Disclaimer: as I’ve been writing this, it’s become a zoo of random thoughts, so read-on at your own risk!


Recently, I’ve been thinking a lot about the representation of knowledge. I got there from a path that started with a work problem dealing with (simplifying here, but you get it) 3 APIs, each of which uses a different name for someone’s personal cell phone number in something like their JSON object: “Cell Phone”, “Mobile Phone”, “Communication: [{“type”: “cell”}]”. And you can imagine that other companies might use “cellPhone” or “cell_phone” or who knows what else. I work with businesses on many tasks like this to integrate these APIs to keep them in sync, trigger actions, etc. and it is a hard (and valuable) problem because there are a lot of considerations when moving data between providers along with mapping fields.

My dream is to sit down, bring up two API specifications, hide those that are referring to exactly the same thing and then for each remaining one, sit down with the client and write a pair of functions that translates between them. In some cases, they might already be referring to the same thing and then I (or hopefully an end user at some point) would just have to assert that they are indeed the same thing and the mapping is already 1-1.

You can probably guess that I’ve been re-reading everything I can about the semantic web, ontologies, etc. and I am saving those for another post, but yes I still think ontologies could be extremely valuable despite how little they seem to have caught on.
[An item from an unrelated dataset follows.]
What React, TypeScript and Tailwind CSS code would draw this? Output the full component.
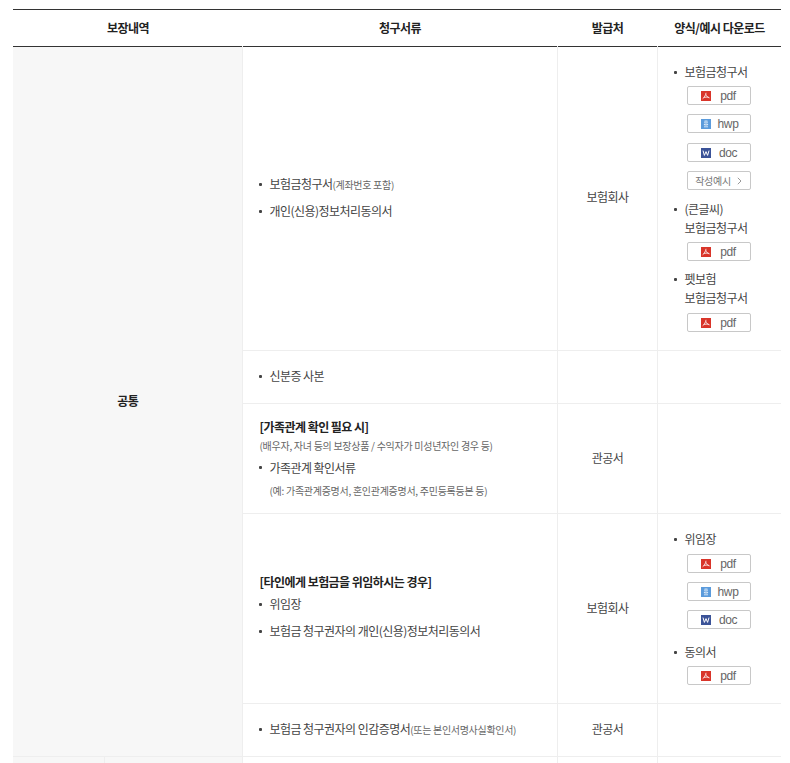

Anyways, what I’m really concerned with in this post is how many bits do we need to represent data that we care about?

Information vs Knowledge

I’d like to propose a differential on information vs knowledge as the former being a bitsequence and the latter being something useful (very loose definition of useful). An HD 24 bit color depth monitor always displays about 10^7 (math.log10(1920 * 1080 * 24) ~= 7.7) bits of information at you and at 30 FPS, that is 10^8 bits per second. That is 100 Mbps of bandwidth. If we knew how much information it took to transmit knowledge, we would get an upper bound on how much we could learn from a computer screen. The really weird thing though that I’m realizing is that as I sit here with a laptop taking up 1/20th of my field of view, my brain is being bombarded with information from the rest of the room; but if I shoved the laptop to my nose, would my whole brain receive less information (since the laptop is a constant). Is there conservation of information consumption?

And so how much information does it take for us to learn a new fact or gain a new piece of knowledge? How many bits does it take to represent knowledge?

Knowledge vs Observation vs Fact vs Belief

I prefer using observation or belief over fact because they are less absolute.

Are observations the same thing as knowledge? I tend to think of knowledge as something that generalizes a set of facts. In computing terms, I think knowledge is therefore a compressed representation (like zip) or even a program which could generate all reachable facts from some set of seed facts.


As data sets grow with our needs, we will face bandwidth issues. It is therefore critical that we have ways of communicating without sending all of our information because surely lots of it will be already available to one of the parties (or if not readily available, then perhaps more available than the other party). I’m therefore very interested in protocols in the design space of total information size & RTT that will synchronize two party’s fact tables (so to speak).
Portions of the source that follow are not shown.